The goal of this project was to develop and test a new category-specific NRF model for fruit. Accordingly, the US Department of Agriculture (USDA) What We Eat in America nutrient composition database23 was merged with the USDA expanded flavonoid database data.
The fruit category in the FNDDS database was identified by first digit code ID 6. Based on the USDA classification the fruit category was subdivided into citrus fruit (ID code 611) and citrus juice (ID 612); dried fruit (ID 621), fruit, raw or cooked (ID 631); berries (ID 632), fruit mixtures (ID 633), fruit salads (ID 634), fruit juices (ID 641) and fruit nectars (ID 642). Dried cranberries were assigned to the dried fruit category and cranberry juices to fruit juices category, following the USDA classification scheme. Raw, canned/cooked cranberries and cranberry salads are in the berry category, also following USDA. Some rarely consumed outliers (e.g. acerola juice) were removed. A total of 332 fruits and fruit-derived products in 6 categories were available for NP analysis. As usual, the FNDDS database contained fruits that were fresh, frozen, canned, or cooked, and fruit prepared in dishes or food mixtures, often with the addition of other ingredients (e.g. sugar, cream). One advantage of using the What We Eat in America database is that the nutrient composition data are for foods as commonly consumed as opposed to as purchased in the supermarket.

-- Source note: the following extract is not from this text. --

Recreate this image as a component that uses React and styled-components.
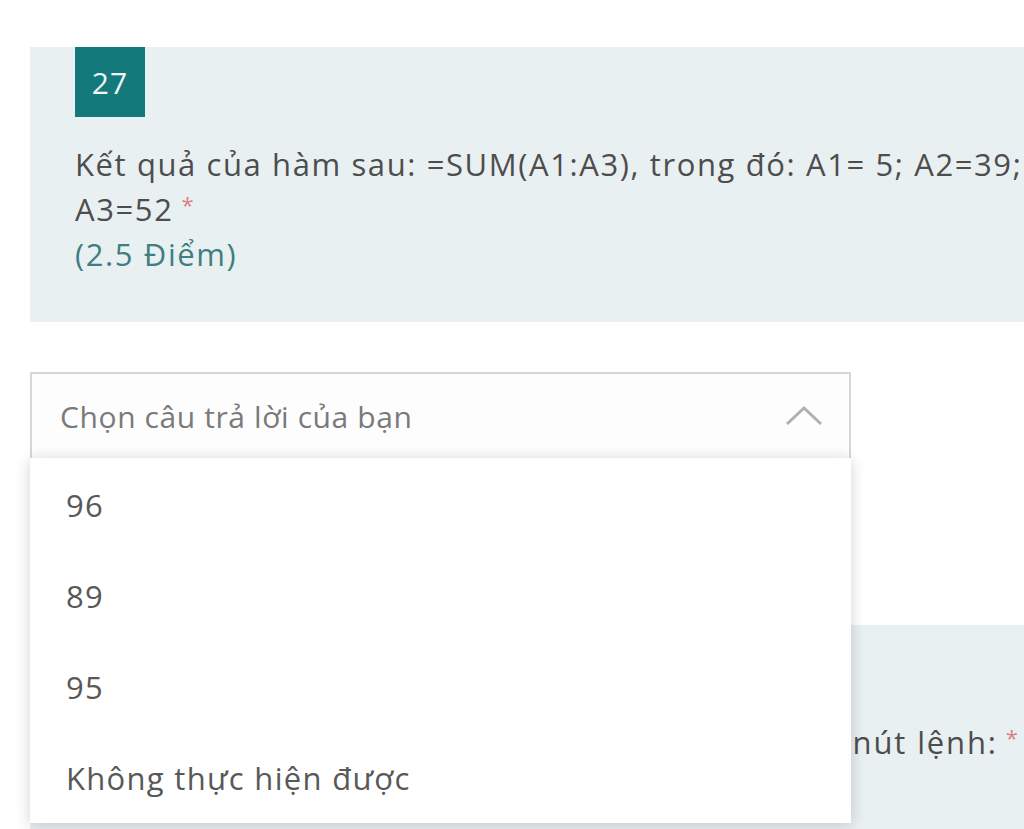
import React from "react";
import styled, { createGlobalStyle } from "styled-components";

const GlobalStyle = createGlobalStyle`
  html, body {
    margin: 0;
    padding: 0;
    background: #ffffff;
    overflow: hidden;
  }
  body {
    font-family: "Open Sans", "Noto Sans", sans-serif;
  }
`;

const Page = styled.div`
  width: 1024px;
  height: 829px;
  overflow: hidden;
  padding: 47px 0 0 30px;
  box-sizing: border-box;
`;

const QuestionCard = styled.div`
  width: 1120px;
  min-height: 275px;
  box-sizing: border-box;
  background: #e9f0f2;
  padding: 0 0 0 45px;
  margin-top: ${(p) => p.$gap || 0}px;
`;

const Badge = styled.div`
  width: 70px;
  height: 70px;
  background: #13797a;
  color: #eef6f6;
  display: flex;
  align-items: center;
  justify-content: center;
  font-size: 30px;
  letter-spacing: 1px;
`;

const Title = styled.div`
  margin-top: 25px;
  font-size: 31px;
  line-height: 45px;
  color: #4d4d4d;
  letter-spacing: ${(p) => p.$ls || 1.6}px;
  width: 990px;
`;

const Star = styled.span`
  color: #df7d89;
  font-size: 22px;
  line-height: 1;
  vertical-align: 8px;
  margin-left: 8px;
`;

const Points = styled.div`
  color: #3f7f80;
`;

const DropdownWrap = styled.div`
  position: relative;
  width: 821px;
  margin-top: 50px;
  z-index: 2;
`;

const Select = styled.div`
  height: 86px;
  box-sizing: border-box;
  border: 2px solid #d6d6d6;
  border-bottom: none;
  background: #fdfdfd;
  display: flex;
  align-items: center;
  justify-content: space-between;
  padding: 0 26px 0 28px;
  font-size: 30px;
  color: #7a7a7a;
  letter-spacing: 0.6px;
`;

const Menu = styled.div`
  position: absolute;
  top: 86px;
  left: 0;
  width: 821px;
  background: #ffffff;
  box-shadow: 0 2px 14px rgba(0, 0, 0, 0.18);
  padding-top: 1px;
`;

const Option = styled.div`
  height: 91px;
  display: flex;
  align-items: center;
  padding-left: 36px;
  font-size: 31px;
  color: #585858;
  letter-spacing: 1.3px;
`;

const Chevron = () => (
  <svg width="38" height="22" viewBox="0 0 38 22">
    <path d="M2 19 L19 3 L36 19" fill="none" stroke="#b0b0b0" strokeWidth="3" />
  </svg>
);

const options = ["96", "89", "95", "Không thực hiện được"];

export default function App() {
  return (
    <>
      <GlobalStyle />
      <Page>
        <QuestionCard>
          <Badge>27</Badge>
          <Title>
            Kết quả của hàm sau: =SUM(A1:A3), trong đó: A1= 5; A2=39; A3=52
            <Star>*</Star>
            <Points>(2.5 Điểm)</Points>
          </Title>
        </QuestionCard>

        <DropdownWrap>
          <Select>
            <span>Chọn câu trả lời của bạn</span>
            <Chevron />
          </Select>
          <Menu>
            {options.map((o) => (
              <Option key={o}>{o}</Option>
            ))}
          </Menu>
        </DropdownWrap>

        <QuestionCard $gap={167}>
          <Badge>28</Badge>
          <Title $ls={1.85}>
            Để chèn thêm một hàng vào trang tính, ta dùng nút lệnh:
            <Star>*</Star>
          </Title>
        </QuestionCard>
      </Page>
    </>
  );
}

The unit of measure for the flavonoid compounds is mg per 100 g edible portion on fresh weight basis. The database contains values for: (1) flavonols (quercetin, kaempferol, myricetin, isorhamnetin); (2) flavones (luteolin, apigenin) (3) flavanones (hesperetin, naringenin, eriodictyol); (4) flavan-3-ols ((+)-catechin, (+)-gallocatechin, (−)-epicatechin, (−)-epigallocatechin, (−)-epicatechin 3-gallate, (−)-epigallocatechin 3-gallate, theaflavin, theaflavin 3-gallate, theaflavin 3′-gallate, theaflavin 3,3′ digallate, thearubigins); (5) anthocyanidins (cyanidin, delphinidin, malvidin, pelargonidin, peonidin, petunidin), (6) isoflavones (daidzein, genistein, glycitein).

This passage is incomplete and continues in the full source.